Matrix Multiplication: Here, I observed a noticeable improvement in performance. For instance, with an input size of 16, SIMD was about 3 times faster than the normal implementation. Even with larger input sizes, SIMD consistently performed better, showing up to a 63% reduction in time compared to the normal method. Matrix multiplication involves a lot of repetitive operations that can be efficiently parallelized with SIMD, making it a perfect candidate for SIMD optimization.

Comment if you have any insights or questions about SIMD instructions in Rust!

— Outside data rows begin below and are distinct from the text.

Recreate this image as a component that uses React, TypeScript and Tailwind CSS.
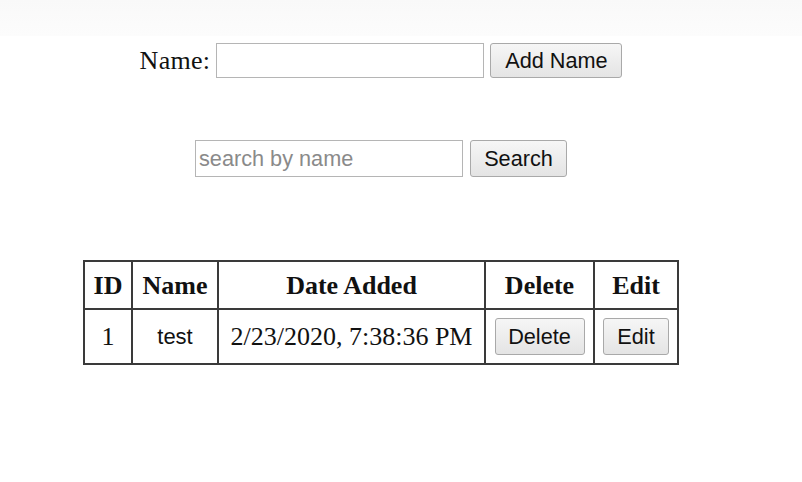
import React from "react";

const btn =
  "h-full border border-[#a9a9a9] rounded-[3px] bg-gradient-to-b from-[#f6f6f6] to-[#e4e4e4] text-[#111] text-[21.7px] leading-none [font-family:'Liberation_Sans',Arial,sans-serif]";

export default function App() {
  return (
    <div className="w-[802px] h-[482px] bg-white text-[#111] [font-family:'Liberation_Serif','Times_New_Roman',serif] text-[26px] overflow-hidden">
      <div className="h-[36px] bg-gradient-to-b from-[#f9f9f9] to-[#fcfcfc]" />
      <div className="w-[762px] flex flex-col items-center">
        <div className="mt-[7px] h-[35px] flex items-center gap-[6px]">
          <span className="leading-none tracking-[0.3px]">Name:</span>
          <input
            className="w-[268px] h-[35px] border border-[#b5b5b5] bg-white outline-none"
            type="text"
          />
          <button className={btn + " w-[132px]"}>Add Name</button>
        </div>
        <div className="mt-[62px] h-[37px] flex items-center gap-[7px]">
          <input
            className="w-[268px] h-[37px] border border-[#b5b5b5] bg-white outline-none px-[3px] text-[21.7px] [font-family:'Liberation_Sans',Arial,sans-serif] placeholder:text-[#8a8a8a]"
            placeholder="search by name"
            type="text"
          />
          <button className={btn + " w-[97px]"}>Search</button>
        </div>
        <table className="mt-[83px] border-collapse table-fixed w-[594px]">
          <thead>
            <tr className="h-[48px]">
              <th className="w-[48px] border-2 border-[#3a3a3a] font-bold">ID</th>
              <th className="w-[86px] border-2 border-[#3a3a3a] font-bold">Name</th>
              <th className="w-[267px] border-2 border-[#3a3a3a] font-bold">Date Added</th>
              <th className="w-[109px] border-2 border-[#3a3a3a] font-bold">Delete</th>
              <th className="w-[84px] border-2 border-[#3a3a3a] font-bold">Edit</th>
            </tr>
          </thead>
          <tbody>
            <tr className="h-[55px]">
              <td className="border-2 border-[#3a3a3a] text-center">1</td>
              <td className="border-2 border-[#3a3a3a] text-center text-[22px] [font-family:'Liberation_Sans',Arial,sans-serif]">test</td>
              <td className="border-2 border-[#3a3a3a] text-center whitespace-nowrap">2/23/2020, 7:38:36 PM</td>
              <td className="border-2 border-[#3a3a3a] text-center">
                <div className="flex justify-center h-[37px]">
                  <button className={btn + " w-[90px]"}>Delete</button>
                </div>
              </td>
              <td className="border-2 border-[#3a3a3a] text-center">
                <div className="flex justify-center h-[37px]">
                  <button className={btn + " w-[66px]"}>Edit</button>
                </div>
              </td>
            </tr>
          </tbody>
        </table>
      </div>
    </div>
  );
}
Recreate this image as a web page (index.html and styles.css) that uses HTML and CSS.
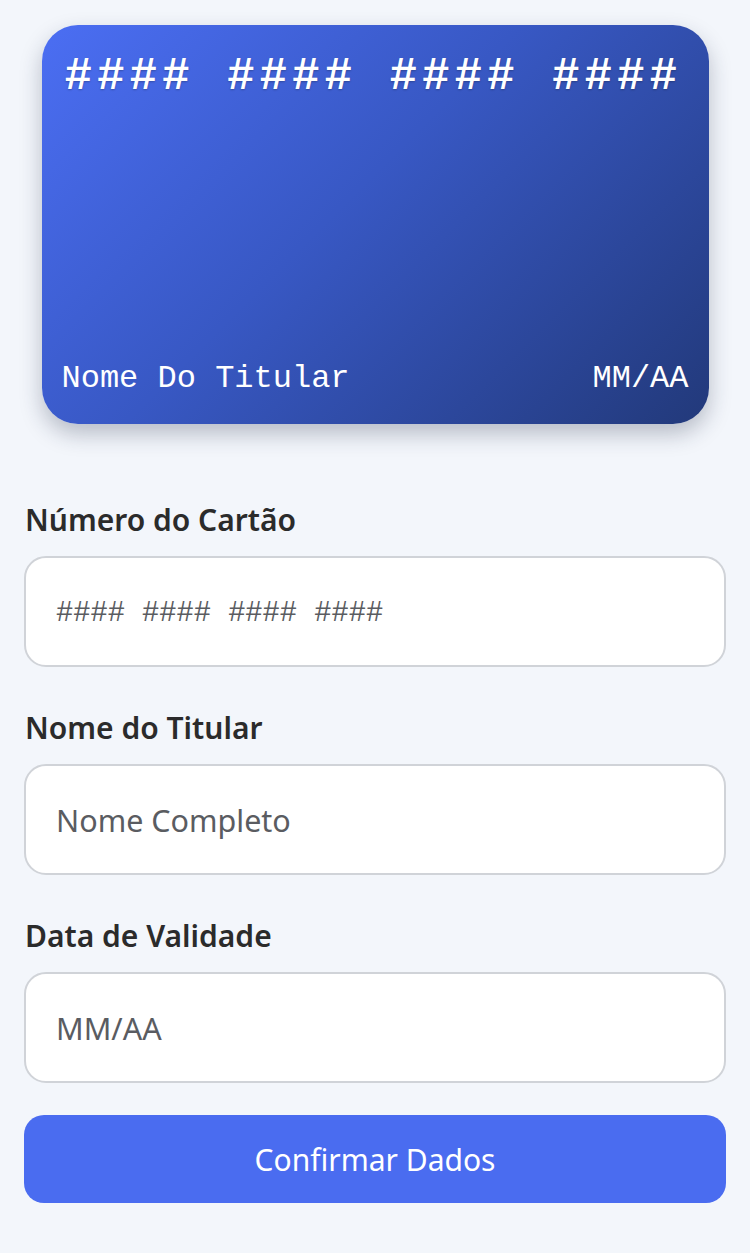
FILE: index.html
```html
<!DOCTYPE html>
<html lang="pt">
<head>
<meta charset="utf-8">
<title>Cartão</title>
<link rel="stylesheet" href="styles.css">
</head>
<body>
<main class="page">
  <section class="card">
    <div class="card-number">#### #### #### ####</div>
    <div class="card-bottom">
      <span class="card-name">Nome Do Titular</span>
      <span class="card-exp">MM/AA</span>
    </div>
  </section>
  <form class="form">
    <div class="field">
      <label class="label" for="num">Número do Cartão</label>
      <input class="input mono" id="num" type="text" placeholder="#### #### #### ####">
    </div>
    <div class="field">
      <label class="label" for="nome">Nome do Titular</label>
      <input class="input" id="nome" type="text" placeholder="Nome Completo">
    </div>
    <div class="field">
      <label class="label" for="val">Data de Validade</label>
      <input class="input" id="val" type="text" placeholder="MM/AA">
    </div>
    <button class="button" type="button">Confirmar Dados</button>
  </form>
</main>
</body>
</html>
```

FILE: styles.css
```css
* { box-sizing: border-box; }
html, body { margin: 0; padding: 0; }
body {
  background: #f3f6fb;
  font-family: "Noto Sans", "Open Sans", sans-serif;
  color: #2b2b2b;
}
.page {
  padding: 25px 24px 40px;
}
.card {
  width: 667px;
  height: 399px;
  margin: 0 auto;
  border-radius: 36px;
  background: linear-gradient(135deg, #4b6ef3 0%, #3858c4 45%, #22397a 100%);
  box-shadow: 0 10px 22px rgba(30, 40, 70, 0.28);
  padding: 26px 20px 25px 20px;
  display: flex;
  flex-direction: column;
  justify-content: space-between;
  color: #fff;
}
.card-number {
  font-family: "Liberation Mono", "Courier New", monospace;
  font-weight: bold;
  font-size: 46px;
  letter-spacing: 4.9px;
  line-height: 52px;
  padding-left: 3px;
  white-space: nowrap;
  text-shadow: 0 1px 2px rgba(0,0,0,0.25);
}
.card-bottom {
  display: flex;
  justify-content: space-between;
  align-items: baseline;
  font-family: "Liberation Mono", "Courier New", monospace;
  font-size: 32px;
  line-height: 40px;
}
.form {
  margin-top: 76px;
  display: flex;
  flex-direction: column;
}
.field {
  display: flex;
  flex-direction: column;
  margin-bottom: 41px;
}
.field:last-of-type { margin-bottom: 32px; }
.label {
  font-size: 30px;
  font-weight: 600;
  line-height: 40px;
  color: #2b2b2b;
  margin-bottom: 16px;
  padding-left: 1px;
}
.input {
  width: 100%;
  height: 111px;
  padding: 0 30px;
  border: 2px solid #d0d3d8;
  border-radius: 22px;
  background: #fff;
  font-family: "Noto Sans", "Open Sans", sans-serif;
  font-size: 30.5px;
  color: #333;
  outline: none;
}
.input::placeholder { color: #5a5c61; opacity: 1; }
.input.mono {
  font-family: "Liberation Mono", "Courier New", monospace;
  font-size: 28.7px;
  padding-top: 4px;
}
.button {
  width: 100%;
  height: 88px;
  border: none;
  border-radius: 20px;
  background: #4a6cf0;
  color: #fff;
  font-family: "Noto Sans", "Open Sans", sans-serif;
  font-size: 30px;
  font-weight: 400;
  cursor: pointer;
}
```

GitHub: https://github.com/amSiddiqui/Rust-SIMD-performance

Top answer

1 of 4

I haven't played around with too much NEON stuff, but the generated ASM on your SIMD example is considerably worse than a naive loop. Just running with LLVM MCA suggests a naive loop: #[inline(never)] pub unsafe fn raw_array_add_simd(a: &[f32], b: &[f32], c: &mut [f32]) { let dims = a.len(); let mut i = 0; while i < dims { let a = *a.get_unchecked(i); let b = *b.get_unchecked(i); *c.get_unchecked_mut(i) = a + b; i += 1; } } Has not only much fewer instructions, but also much higher uOps per cycle and IPC: Iterations: 100 Instructions: 3100 Total Cycles: 704 Total uOps: 4300 Dispatch Width: 8 uOps Per Cycle: 6.11 IPC: 4.40 Block RThroughput: 7.0 Comparing against your SIMD version: Iterations: 100 Instructions: 12800 Total Cycles: 10928 Total uOps: 16400 Dispatch Width: 8 uOps Per Cycle: 1.50 IPC: 1.17 Block RThroughput: 34.3 EDIT: Reddit really testing my patience with this god awful editor

2 of 4

Surprisingly, the SIMD implementation was slower than the normal implementation. That's because the "normal" implementation very likely uses SIMD by compiler auto-vectorization, with a non-zero chance of it being better than your manual implementation.